##### Raw data

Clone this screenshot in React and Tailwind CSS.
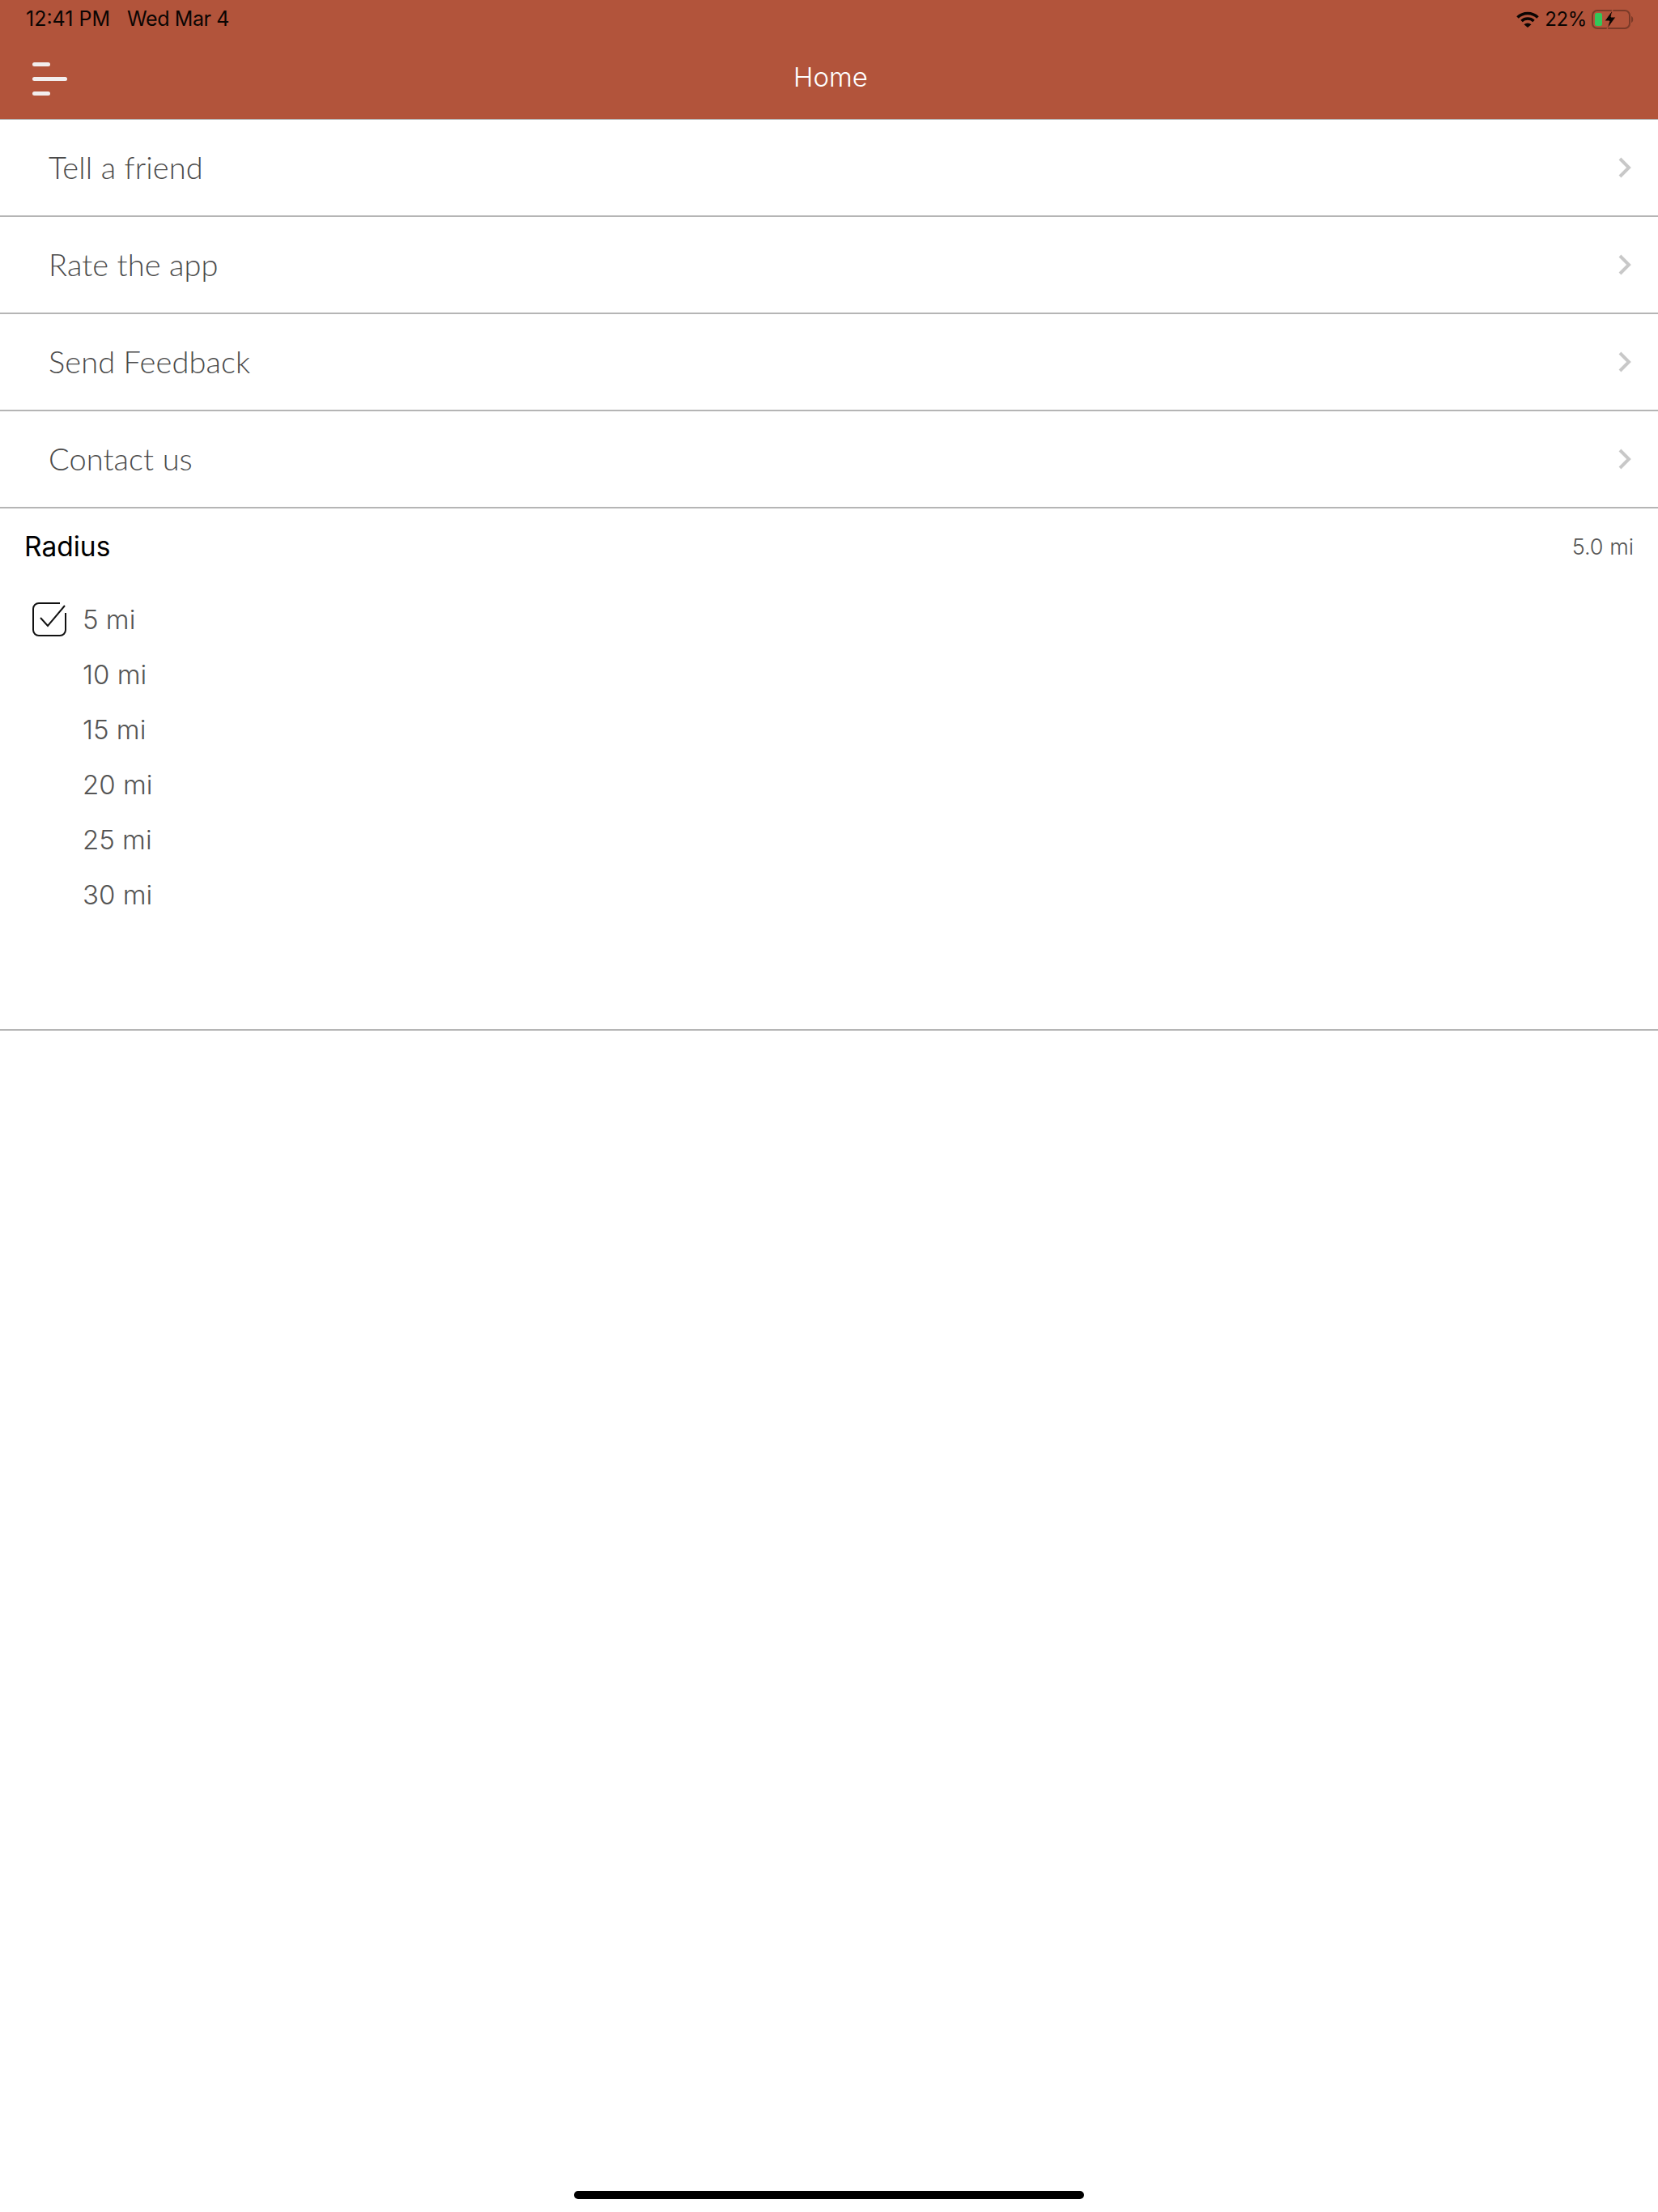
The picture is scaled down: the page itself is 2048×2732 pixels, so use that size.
import React from "react";
const rows = ["Tell a friend", "Rate the app", "Send Feedback", "Contact us"];
const opts = ["5 mi", "10 mi", "15 mi", "20 mi", "25 mi", "30 mi"];
export default function App() {
  return (
    <div className="relative w-[2048px] h-[2732px] bg-white overflow-hidden font-['Inter',sans-serif]">
      <header className="h-[148px] bg-[#b2543b] flex flex-col border-b border-[#b5b5b5]">
        <div className="h-[48px] flex items-center justify-between pl-[32px] pr-[30px] text-[25px] text-[#0a0503]">
          <div className="flex gap-[21px]"><span>12:41 PM</span><span className="tracking-[-0.4px]">Wed Mar 4</span></div>
          <div className="flex items-center gap-[7px]">
            <svg width="28" height="20" viewBox="0 0 28 20"><path d="M1.500 7.500a18 18 0 0 1 25 0M6.500 12a11 11 0 0 1 15 0" fill="none" stroke="#0a0503" strokeWidth="3.6"/><path d="M9.500 16.200l4.500 3.800 4.500-3.800a6.500 6.500 0 0 0-9 0z" fill="#0a0503"/></svg>
            <span className="text-[24px] tracking-[-0.4px]">22%</span>
            <svg width="52" height="24" viewBox="0 0 52 24" className="ml-[-1px]"><rect x="1" y="1" width="46" height="22" rx="6" fill="none" stroke="#7a3a28" strokeWidth="2"/><rect x="4" y="4" width="9" height="16" rx="2.500" fill="#34c759"/><path d="M26 0L16 14h6l-3 10 11-15h-6z" fill="#0a0503" stroke="#b2543b" strokeWidth="1"/><path d="M49 8c3 1 3 7 0 8z" fill="#7a3a28"/></svg>
          </div>
        </div>
        <div className="relative flex-1 flex items-center justify-center pb-[4px] pl-[4px]">
          <div className="absolute left-[40px] top-[29px] flex flex-col gap-[13px] items-start">
            <div className="w-[22px] h-[5px] rounded-full bg-[#f2eeee]" />
            <div className="w-[43px] h-[5px] rounded-full bg-[#f2eeee]" />
            <div className="w-[22px] h-[5px] rounded-full bg-[#f2eeee]" />
          </div>
          <span className="text-white text-[33px] font-light">Home</span>
        </div>
      </header>
      {rows.map((r) => (
        <div key={r} className="h-[120px] border-b-2 border-[#b5b5b5] flex items-center justify-between pl-[60px] pr-[33px]">
          <span className="text-[38px] font-light text-[#4a4a4a] tracking-[0.1px] pb-[2px] font-['Lato',sans-serif]">{r}</span>
          <svg width="16" height="26" viewBox="0 0 16 26"><path d="M2 2l11 11L2 24" fill="none" stroke="#c8c8c8" strokeWidth="4"/></svg>
        </div>
      ))}
      <section className="h-[645px] border-b-2 border-[#b5b5b5] pt-[22px]">
        <div className="flex items-center justify-between pl-[30px] pr-[30px]">
          <span className="text-[33.500px] text-black">Radius</span>
          <span className="text-[27px] font-light text-[#555555] pt-[2px]">5.0 mi</span>
        </div>
        <div className="mt-[31px] pl-[40px] flex flex-col">
          {opts.map((o, i) => (
            <div key={o} className="h-[68px] flex items-center gap-[20px]">
              <div className="w-[42px] h-[42px] flex items-center justify-center">
                {i === 0 && (
                  <svg width="42" height="42" viewBox="0 0 42 42"><path d="M34 1H8a7 7 0 0 0-7 7v26a7 7 0 0 0 7 7h26a7 7 0 0 0 7-7V13" fill="none" stroke="#111" strokeWidth="2"/><path d="M10 19l9 10L40 4" fill="none" stroke="#111" strokeWidth="2"/></svg>
                )}
              </div>
              <span className="text-[33px] font-light text-[#555555]">{o}</span>
            </div>
          ))}
        </div>
      </section>
      <div className="absolute bottom-[16px] left-[709px] w-[630px] h-[10px] rounded-full bg-black" />
    </div>
  );
}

##########

▶ [Exercise] Output the material word for word, omitting its pictures.

▶ [Written response]
Clone this screenshot in React and Tailwind CSS.
The picture is scaled down: the page itself is 2048×2732 pixels, so use that size.
import React from "react";
const rows = ["Tell a friend", "Rate the app", "Send Feedback", "Contact us"];
const opts = ["5 mi", "10 mi", "15 mi", "20 mi", "25 mi", "30 mi"];
export default function App() {
  return (
    <div className="relative w-[2048px] h-[2732px] bg-white overflow-hidden font-['Inter',sans-serif]">
      <header className="h-[148px] bg-[#b2543b] flex flex-col border-b border-[#b5b5b5]">
        <div className="h-[48px] flex items-center justify-between pl-[32px] pr-[30px] text-[25px] text-[#0a0503]">
          <div className="flex gap-[21px]"><span>12:41 PM</span><span className="tracking-[-0.4px]">Wed Mar 4</span></div>
          <div className="flex items-center gap-[7px]">
            <svg width="28" height="20" viewBox="0 0 28 20"><path d="M1.500 7.500a18 18 0 0 1 25 0M6.500 12a11 11 0 0 1 15 0" fill="none" stroke="#0a0503" strokeWidth="3.6"/><path d="M9.500 16.200l4.500 3.800 4.500-3.800a6.500 6.500 0 0 0-9 0z" fill="#0a0503"/></svg>
            <span className="text-[24px] tracking-[-0.4px]">22%</span>
            <svg width="52" height="24" viewBox="0 0 52 24" className="ml-[-1px]"><rect x="1" y="1" width="46" height="22" rx="6" fill="none" stroke="#7a3a28" strokeWidth="2"/><rect x="4" y="4" width="9" height="16" rx="2.500" fill="#34c759"/><path d="M26 0L16 14h6l-3 10 11-15h-6z" fill="#0a0503" stroke="#b2543b" strokeWidth="1"/><path d="M49 8c3 1 3 7 0 8z" fill="#7a3a28"/></svg>
          </div>
        </div>
        <div className="relative flex-1 flex items-center justify-center pb-[4px] pl-[4px]">
          <div className="absolute left-[40px] top-[29px] flex flex-col gap-[13px] items-start">
            <div className="w-[22px] h-[5px] rounded-full bg-[#f2eeee]" />
            <div className="w-[43px] h-[5px] rounded-full bg-[#f2eeee]" />
            <div className="w-[22px] h-[5px] rounded-full bg-[#f2eeee]" />
          </div>
          <span className="text-white text-[33px] font-light">Home</span>
        </div>
      </header>
      {rows.map((r) => (
        <div key={r} className="h-[120px] border-b-2 border-[#b5b5b5] flex items-center justify-between pl-[60px] pr-[33px]">
          <span className="text-[38px] font-light text-[#4a4a4a] tracking-[0.1px] pb-[2px] font-['Lato',sans-serif]">{r}</span>
          <svg width="16" height="26" viewBox="0 0 16 26"><path d="M2 2l11 11L2 24" fill="none" stroke="#c8c8c8" strokeWidth="4"/></svg>
        </div>
      ))}
      <section className="h-[645px] border-b-2 border-[#b5b5b5] pt-[22px]">
        <div className="flex items-center justify-between pl-[30px] pr-[30px]">
          <span className="text-[33.500px] text-black">Radius</span>
          <span className="text-[27px] font-light text-[#555555] pt-[2px]">5.0 mi</span>
        </div>
        <div className="mt-[31px] pl-[40px] flex flex-col">
          {opts.map((o, i) => (
            <div key={o} className="h-[68px] flex items-center gap-[20px]">
              <div className="w-[42px] h-[42px] flex items-center justify-center">
                {i === 0 && (
                  <svg width="42" height="42" viewBox="0 0 42 42"><path d="M34 1H8a7 7 0 0 0-7 7v26a7 7 0 0 0 7 7h26a7 7 0 0 0 7-7V13" fill="none" stroke="#111" strokeWidth="2"/><path d="M10 19l9 10L40 4" fill="none" stroke="#111" strokeWidth="2"/></svg>
                )}
              </div>
              <span className="text-[33px] font-light text-[#555555]">{o}</span>
            </div>
          ))}
        </div>
      </section>
      <div className="absolute bottom-[16px] left-[709px] w-[630px] h-[10px] rounded-full bg-black" />
    </div>
  );
}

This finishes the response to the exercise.